Netanyahu Trump Middle East Peace Plan

President Donald J. Trump delivers remarks with Israeli Prime Minister Benjamin Netanyahu Tuesday, Jan. 28, 2020, in the East Room of the White House to unveil details of the Trump administration’s Middle East Peace Plan. 

Expectations for President Donald Trump’s Israeli-Palestinian peace plan, grandly called the “Deal of the Century,” were pretty low before it was ever rolled out.

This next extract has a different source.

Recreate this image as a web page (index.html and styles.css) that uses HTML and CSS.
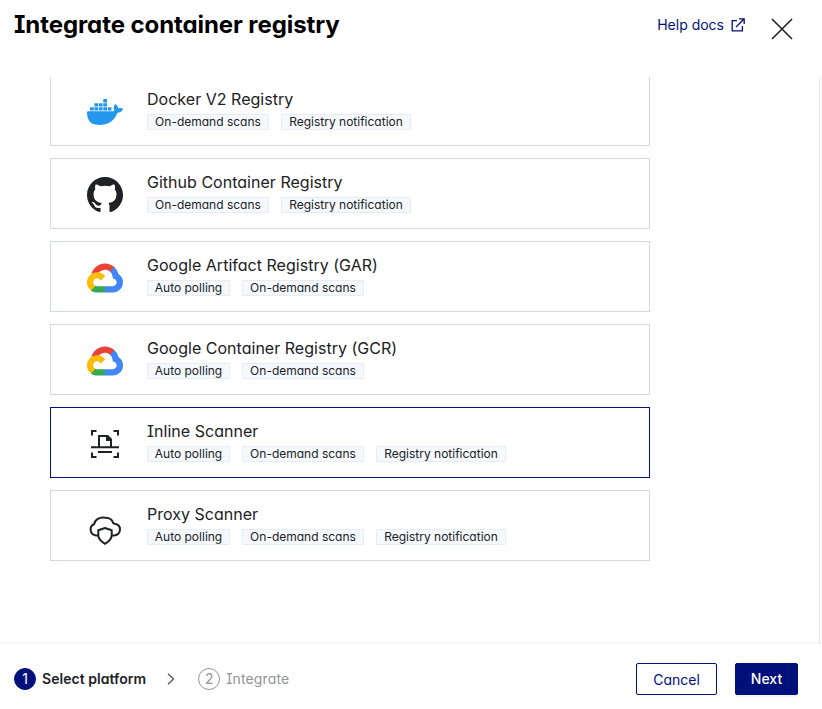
FILE: index.html
```html
<!DOCTYPE html>
<html lang="en">
<head>
<meta charset="utf-8">
<title>Integrate container registry</title>
<link rel="stylesheet" href="styles.css">
</head>
<body>
<header class="header">
  <h1 class="title">Integrate container registry</h1>
  <a class="help" href="#"><span>Help docs</span>
    <svg width="14" height="14" viewBox="0 0 14 14" fill="none" stroke="currentColor" stroke-width="1.3"><path d="M6 2.6H1.2v10.2h10.2V8M8 .8h5.2V6M13 1 5 9"/></svg>
  </a>
  <button class="close" aria-label="Close"><svg width="22" height="22" viewBox="0 0 22 22" fill="none" stroke="#202124" stroke-width="1.6"><path d="m1 1 20 20M21 1 1 21"/></svg></button>
</header>
<main class="list">
  <section class="card">
    <svg class="icon" viewBox="0 0 24 24" fill="#2496ed"><path d="M23.763 9.89c-.065-.051-.672-.51-1.954-.51-.338.001-.676.03-1.01.087-.248-1.7-1.653-2.53-1.716-2.566l-.344-.199-.226.327c-.284.438-.49.922-.612 1.43-.23.97-.09 1.882.403 2.661-.595.332-1.55.413-1.744.42H.751a.751.751 0 0 0-.75.748 11.376 11.376 0 0 0 .692 4.062c.545 1.428 1.355 2.48 2.41 3.124 1.18.723 3.1 1.137 5.275 1.137.983.003 1.963-.086 2.93-.266a12.248 12.248 0 0 0 3.823-1.389c.98-.567 1.86-1.288 2.61-2.136 1.252-1.418 1.998-2.997 2.553-4.4h.221c1.372 0 2.215-.549 2.68-1.009.309-.293.55-.65.707-1.046l.098-.288z"/><path d="M13.8 8.82h2.49v2.26H13.8zM10.84 8.82h2.49v2.26h-2.49zM7.91 8.82h2.49v2.26H7.91zM4.94 8.82h2.49v2.26H4.94zM2 8.82h2.49v2.26H2zM10.84 6.1h2.49v2.26h-2.49zM7.91 6.1h2.49v2.26H7.91zM4.94 6.1h2.49v2.26H4.94zM10.84 3.39h2.49v2.26h-2.49z"/></svg>
    <div><h2 class="name">Docker V2 Registry</h2><div class="tags"><span class="tag scan">On-demand scans</span><span class="tag notify">Registry notification</span></div></div>
  </section>
  <section class="card">
    <svg class="icon" viewBox="0 0 16 16" fill="#202124"><path d="M8 0C3.58 0 0 3.58 0 8c0 3.54 2.29 6.53 5.47 7.59.4.07.55-.17.55-.38 0-.19-.01-.82-.01-1.49-2.01.37-2.53-.49-2.69-.94-.09-.23-.48-.94-.82-1.13-.28-.15-.68-.52-.01-.53.63-.01 1.08.58 1.23.82.72 1.21 1.87.87 2.33.66.07-.52.28-.87.51-1.07-1.78-.2-3.64-.89-3.64-3.95 0-.87.31-1.59.82-2.15-.08-.2-.36-1.02.08-2.12 0 0 .67-.21 2.2.82.64-.18 1.32-.27 2-.27s1.36.09 2 .27c1.53-1.04 2.2-.82 2.2-.82.44 1.1.16 1.92.08 2.12.51.56.82 1.27.82 2.15 0 3.07-1.87 3.75-3.65 3.95.29.25.54.73.54 1.48 0 1.07-.01 1.93-.01 2.2 0 .21.15.46.55.38A8.01 8.01 0 0 0 16 8c0-4.42-3.58-8-8-8z"/></svg>
    <div><h2 class="name">Github Container Registry</h2><div class="tags"><span class="tag scan">On-demand scans</span><span class="tag notify">Registry notification</span></div></div>
  </section>
  <section class="card">
    <svg class="icon" viewBox="0 -25 256 256"><g id="cloud"><path fill="#ea4335" d="m170.252 56.819 22.253-22.253 1.483-9.37C153.437-11.677 88.976-7.496 52.42 33.92 42.267 45.423 34.734 59.764 30.717 74.573l7.97-1.123 44.505-7.34 3.436-3.513c19.797-21.742 53.27-24.667 76.128-6.168z"/><path fill="#4285f4" d="M224.205 73.918a100.25 100.25 0 0 0-30.217-48.722l-31.232 31.232a55.515 55.515 0 0 1 20.379 44.037v5.544c15.35 0 27.797 12.445 27.797 27.796 0 15.352-12.446 27.485-27.797 27.485h-55.671l-5.466 5.934v33.34l5.466 5.231h55.67c39.93.311 72.553-31.494 72.864-71.424a72.303 72.303 0 0 0-31.793-60.453"/><path fill="#34a853" d="M71.87 205.796h55.593V161.29H71.87a27.275 27.275 0 0 1-11.477-2.498l-7.887 2.42-22.409 22.253-1.952 7.574c12.567 9.489 27.9 14.825 43.647 14.757"/><path fill="#fbbc05" d="M71.87 61.425C31.94 61.664-.237 94.228.001 134.158a72.301 72.301 0 0 0 28.222 56.88l32.248-32.246c-13.99-6.322-20.208-22.786-13.887-36.776 6.32-13.99 22.786-20.208 36.775-13.888a27.796 27.796 0 0 1 13.887 13.888l32.248-32.248A72.224 72.224 0 0 0 71.87 61.425"/></g></svg>
    <div><h2 class="name">Google Artifact Registry (GAR)</h2><div class="tags"><span class="tag poll">Auto polling</span><span class="tag scan">On-demand scans</span></div></div>
  </section>
  <section class="card">
    <svg class="icon" viewBox="0 -25 256 256"><use href="#cloud"/></svg>
    <div><h2 class="name">Google Container Registry (GCR)</h2><div class="tags"><span class="tag poll">Auto polling</span><span class="tag scan">On-demand scans</span></div></div>
  </section>
  <section class="card selected">
    <svg class="icon" viewBox="0 0 36 36" fill="none" stroke="#202124" stroke-width="2"><path d="M5 9.500V5h4.500M26.500 5H31v4.500M5 26.500V31h4.500M26.500 31H31v-4.500M4 21.300h28M11 26h14M12 21V10h8l4 4v7"/><path fill="#202124" stroke="none" d="M19 9h2l4 4v2h-6z"/></svg>
    <div><h2 class="name">Inline Scanner</h2><div class="tags"><span class="tag poll">Auto polling</span><span class="tag scan">On-demand scans</span><span class="tag notify">Registry notification</span></div></div>
  </section>
  <section class="card">
    <svg class="icon" viewBox="0 0 36 36" fill="none" stroke="#202124" stroke-width="2" stroke-linejoin="round"><path d="M11 26.500H9A6 6 0 0 1 7.300 15C7.800 11 12.500 7.500 18.200 8.700 22 8.600 25.500 10.800 26.500 14.600 30.500 15 33 17.300 33 20.500S30.500 26.500 27 26.500H25"/><path d="m18 19 6.700 2.300v5c0 4-3.200 6.500-6.700 8.500-3.500-2-6.700-4.500-6.700-8.500v-5z"/></svg>
    <div><h2 class="name">Proxy Scanner</h2><div class="tags"><span class="tag poll">Auto polling</span><span class="tag scan">On-demand scans</span><span class="tag notify">Registry notification</span></div></div>
  </section>
</main>
<footer class="footer">
  <span class="step-num active">1</span><span class="step-label current">Select platform</span>
  <svg class="chevron" width="8" height="12" viewBox="0 0 8 12" fill="none" stroke="#55585c" stroke-width="1.3"><path d="m1 .8 5.500 5.200L1 11.200"/></svg>
  <span class="step-num">2</span><span class="step-label">Integrate</span>
  <button class="btn cancel">Cancel</button><button class="btn next">Next</button>
</footer>
</body>
</html>
```
FILE: styles.css
```css
* { box-sizing: border-box; }
body {
  margin: 0;
  width: 822px;
  height: 709px;
  overflow: hidden;
  display: flex;
  flex-direction: column;
  background: #fff;
  color: #202124;
  font-family: Inter, "Liberation Sans", sans-serif;
  font-feature-settings: "cv11", "cv08";
}
h1, h2 { margin: 0; }
button { font: inherit; font-feature-settings: inherit; }
.header { height: 77px; display: flex; align-items: flex-start; padding: 0 29px 0 14px; }
.title { flex: 1; padding-top: 10px; font-size: 24px; line-height: 30px; font-weight: 700; letter-spacing: -.08px; color: #000; white-space: nowrap; }
.help { display: flex; align-items: center; gap: 7px; margin-top: 15px; font-size: 14px; line-height: 20px; color: #00107a; text-decoration: none; }
.close { display: flex; margin: 18px 0 0 26px; padding: 0; border: 0; background: none; }
.list {
  width: 820px;
  height: 567px;
  overflow: hidden;
  display: flex;
  flex-direction: column;
  gap: 12px;
  padding-left: 50px;
  border-right: 1px solid #e4e6e8;
}
.card {
  flex: none;
  width: 600px;
  height: 71px;
  display: flex;
  padding: 12px 0 0 36px;
  border: 1px solid #d5d9dd;
}
.card:first-child { margin-top: -2px; }
.card.selected { border-color: #00107a; }
.icon { width: 36px; height: 36px; margin: 6px 24px 0 0; }
.name { font-size: 16px; line-height: 22px; font-weight: 400; letter-spacing: .02px; white-space: nowrap; }
.tags { display: flex; gap: 12px; margin-top: 4px; }
.tag {
  height: 16px;
  text-align: center;
  font-size: 12px;
  line-height: 14px;
  white-space: nowrap;
  background: #f5f9fd;
  border: 1px solid #e6edf2;
  border-radius: 1px;
}
.poll { width: 83px; }
.scan { width: 122px; }
.notify { width: 130px; }
.footer {
  height: 65px;
  display: flex;
  align-items: center;
  padding: 5px 24px 0 14px;
  box-shadow: 0 0 3px rgba(0, 0, 0, .1);
  background: #fff;
  font-size: 14px;
}
.step-num {
  width: 22px;
  height: 22px;
  border: 1px solid #929497;
  border-radius: 50%;
  text-align: center;
  line-height: 20px;
  color: #929497;
}
.step-num.active { background: #00107a; border-color: #00107a; color: #fff; }
.step-label { margin-left: 6px; padding-bottom: 2px; letter-spacing: .15px; color: #929497; white-space: nowrap; }
.step-label.current { font-weight: 600; letter-spacing: .04px; color: #202124; }
.chevron { margin: 0 23px 0 21px; }
.btn { height: 32px; padding: 0; border: 1px solid #00107a; border-radius: 2px; }
.cancel { width: 81px; margin-left: auto; background: #fff; color: #00107a; }
.next { width: 63px; margin-left: 18px; padding-bottom: 2px; background: #00107a; color: #fff; font-weight: 500; box-shadow: 0 2px 2px rgba(0, 0, 0, .06); }
```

Just because Trump says he understands the “art of the deal,” doesn’t mean he understands how to make a deal between two peoples who have been fighting for longer than he has been alive. And just because his son-in-law Jared Kushner is Jewish and a supporter of Israel does not mean he is capable of really seeing what is best for both Israel and the Palestinians. And just because there have been no negotiations between Israel and the Palestinians since at least 2014 does not mean any plan is better than no plan.

I want to see Israel and a future Palestinian state co-exist, both successful, both providing a good life for its citizens. I would be willing to give up land that I know should be part of a Jewish state in order to do so, and there are great and wise rabbis that back that position. I would be willing to leave my own home and the community that I love if there were real peace.

In its current form, the Trump peace plan unveiled last month at the White House in a room full of Jews and Israel supporters probably is not the plan that will do the trick. But, it is out there, and instead of rejecting it out of hand, acting insulted and insisting my way or the highway, the Palestinians should study it, come up with counter-offers and sit down to negotiate.

But they cannot just posture and cling to the claims they have made for the last half-a-century, when the lay of the land has changed so radically.

In the wake of the presentation of the plan, the entire world it seems got up in arms about how biased it was in favor of Israel. The Arab world, the international community and liberal American Jews, for example.

In favor of Israel. Yes, many issues of security and allowing Jewish settlers to keep their homes have been addressed in this plan. But where was this outcry when successive peace plans ignored Israel’s security needs, ignored claims to Jewish holy sites, and ignored Israel’s desire to remain a Jewish state with a flood of “returning” Palestinians.

The Palestinians over the years have been offered very solid peace deals with more land that was more contiguous during negotiations with Israel, and they were offered at a time when there were fewer settlements and many fewer Jewish residents of the West Bank, which would have made the separation into two states that much easier.

The offer currently getting the most attention is that of then-Prime Minister Ehud Olmert to Palestinian Authority President Mahmoud Abbas in 2009. According to Olmert’s memoirs published in 2011, Abbas was offered up to about 94% of the territory of the West Bank, including appropriate land swaps; an American-led international security force, not Israeli soldiers, to be stationed on the border with Jordan; a shared Jerusalem, with holy sites overseen by a multinational committee; and a limited number of Palestinian refugees allowed back into Israel but with compensation for the rest. Abbas has acknowledged that he rejected the deal, though many believe that they could have arrived at a compromise given time – time they did not have because Olmert resigned under the cloud of a corruption investigation which ultimately led to a prison sentence.

In 2009, there were nearly 290,000 West Bank settlers. Statistics released on Jan. 1 show the population of West Bank’s settlements at more than 460,000, an increase of 3.1% over the previous year, and a whopping nearly 59% increase in the last decade and since the Olmert offer was on the table.

That Abbas rejected such a deal from Olmert more than a decade ago is incredibly ironic this week, since the two men are scheduled to appear together in New York next week, where the U.N. Security Council will discuss the Trump peace plan, in order to publicly denounce the plan. Olmert could not deliver peace with the Palestinians so who is he to condemn our current prime minister? Abbas refused a much better plan for the Palestinians proposed by Olmert, making it his fault that the new proposal is so much less advantageous.

I am no fan of the Trump administration and not a huge fan of the proposed peace deal, for many reasons. But the new plan – which offers the Palestinians a state, something that Israel has to officially buy into – is out there, and the United States has said it is willing to hear Palestinians counter-proposals. But they cannot be the same old demands the Palestinians have been making. No longer will Israel be held hostage to what I heard former Israeli ambassador to the United States, Michael Oren, in an interview call the “sacred cows” of peace talks – such as two states along the 1967 borders, a state with a military and weapons, the right of return for all refugees. That ship has sailed.